ANTIOCH, Tenn. (WKRN) – A plan to transform Antioch’s former Hickory Hollow Mall crossed a hurdle during Tuesday’s Metro Nashville council meeting.
“For over a decade, the Global Mall has been in dire need of positive attention, the Southeast has been in need of investment,” said Councilmember Joy Styles. “Tonight we have the opportunity to make that happen.”
About a month ago Mayor John Cooper and Styles announced the city planned to acquire the Global Mall at the Crossings, previously known as Hickory Hollow Mall. It’s through a partnership with Vanderbilt University Medical Center. They want to turn the empty space into a development similar to One Hundred Oaks.
“There are too many open-ended questions there is not enough verified information, it’s all based on a non-binding letter of intent, we could end up buying a $44 million dead mall and be left with a useless piece of property,” said councilman Russ Bradford who ended up voting against the resolution.
The former mall building consists of 650,000 square feet of rentable space. The city will spend $24 million on the rentable space and buy an office building on the east side of the mall for $20 million. The city said in addition to health services from VUMC, it will be looking for community input for other additions to the development like childcare services or small business opportunities.
“A few years ago, I watched the debate and the fights over soccer, I watched the fights and debates over amazon, this is eerily similar,” said Councilmember Jonathan Hall. “The devil is always in the details and clearly there are a lot of details that are left out. I think the conversation should continue, doesn’t mean it shouldn’t happen.”
The resolution approved two option agreements authorizing the purchase of properties comprising part of the Global Mall site with the vast majority of council members voting in favor of it.
“If you own that, if you were the… mega, you took everybody else out and I don’t think that’s what we want to do, we don’t want to push people out and put more and more of those who already have in,” said council member Sharon Hurt. “I just cannot in good conscience vote for this.”
Councilmember Bob Mendes shared his concerns as well.
“Councilman Cooper when he was here there is not a snowball’s chance in hell he would have voted for this,” Mendes said. “It is loaded with unknown costs and unknown everything.”
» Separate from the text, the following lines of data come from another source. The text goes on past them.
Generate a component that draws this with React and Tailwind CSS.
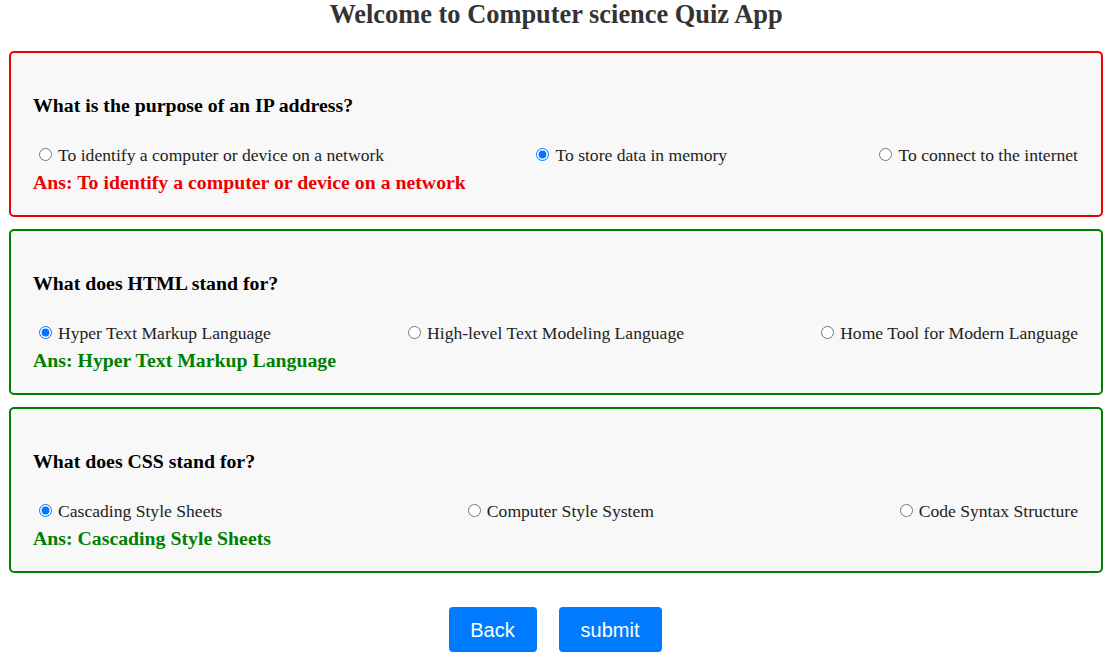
import React from 'react';

const questions = [
    {
        q: 'What is the purpose of an IP address?',
        options: ['To identify a computer or device on a network', 'To store data in memory', 'To connect to the internet'],
        picked: 1,
        answer: 'To identify a computer or device on a network',
    },
    {
        q: 'What does HTML stand for?',
        options: ['Hyper Text Markup Language', 'High-level Text Modeling Language', 'Home Tool for Modern Language'],
        picked: 0,
        answer: 'Hyper Text Markup Language',
    },
    {
        q: 'What does CSS stand for?',
        options: ['Cascading Style Sheets', 'Computer Style System', 'Code Syntax Structure'],
        picked: 0,
        answer: 'Cascading Style Sheets',
    },
];

const App = () => {
    return (
        <div className="min-h-screen bg-white font-['Liberation_Serif',serif] text-black">
            <h1 className="text-center text-[26.4px] leading-[28px] font-bold text-[#333]">
                Welcome to Computer science Quiz App
            </h1>
            <div className="flex flex-col gap-[12px] px-[9px] mt-[23px]">
                {questions.map((item, i) => {
                    const correct = item.options[item.picked] === item.answer;
                    return (
                        <div
                            key={i}
                            className={`h-[166px] rounded-[5px] border-2 bg-[#f8f8f8] pl-[22px] pr-[23px] pt-[41px] ${correct ? 'border-[#008000]' : 'border-[#e00]'}`}
                        >
                            <h3 className="text-[19.8px] leading-[23px] font-bold">{item.q}</h3>
                            <div className="flex justify-between mt-[28px] text-[17.6px] leading-[20px] text-[#222]">
                                {item.options.map((opt, j) => (
                                    <label key={j} className="flex items-center">
                                        <input
                                            type="radio"
                                            name={`q${i}`}
                                            defaultChecked={j === item.picked}
                                            className="w-[13px] h-[13px] ml-[6px] mr-[6px] -mt-[2px] accent-[#0075ff]"
                                        />
                                        {opt}
                                    </label>
                                ))}
                            </div>
                            <div className={`mt-[6px] text-[19.8px] leading-[23px] font-bold ${correct ? 'text-[#008000]' : 'text-[#e00]'}`}>
                                Ans: {item.answer}
                            </div>
                        </div>
                    );
                })}
            </div>
            <div className="flex justify-center gap-[22px] mt-[34px] pr-[2px] font-['Liberation_Sans',sans-serif]">
                <button className="h-[45px] w-[88px] rounded-[4px] bg-[#007bff] text-white text-[20px]">Back</button>
                <button className="h-[45px] w-[103px] rounded-[4px] bg-[#007bff] text-white text-[20px]">submit</button>
            </div>
        </div>
    );
};

export default App;
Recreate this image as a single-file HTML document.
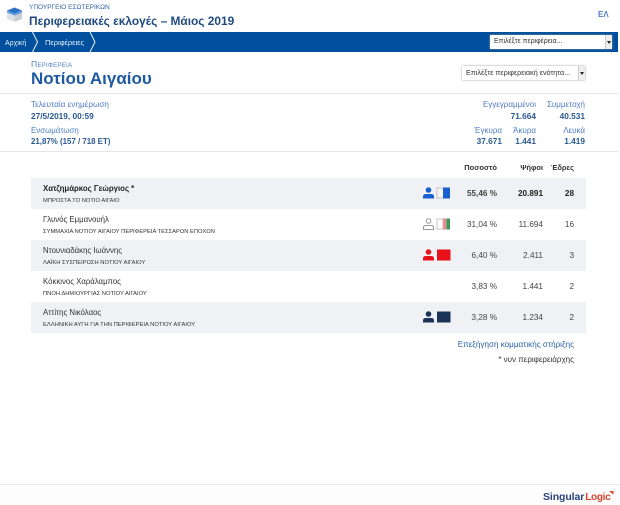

After the discussions, the resolution moved forward with 28 council members voting yes, three voting no (Bob Mendes, Russ Bradford, Ginny Welsch), and four abstaining (Sharon Hurt, Jonathan Hall, Freddie O’Connell, Sandra Sepulveda).
“You could leave it to next year and then the price will skyrocket again, those are the things we need to take into consideration,” said Councilmember Zulfat Suara. “For me finally this is something that the community wants, this is an opportunity for Metro to control the part that Metro will be using for the community.”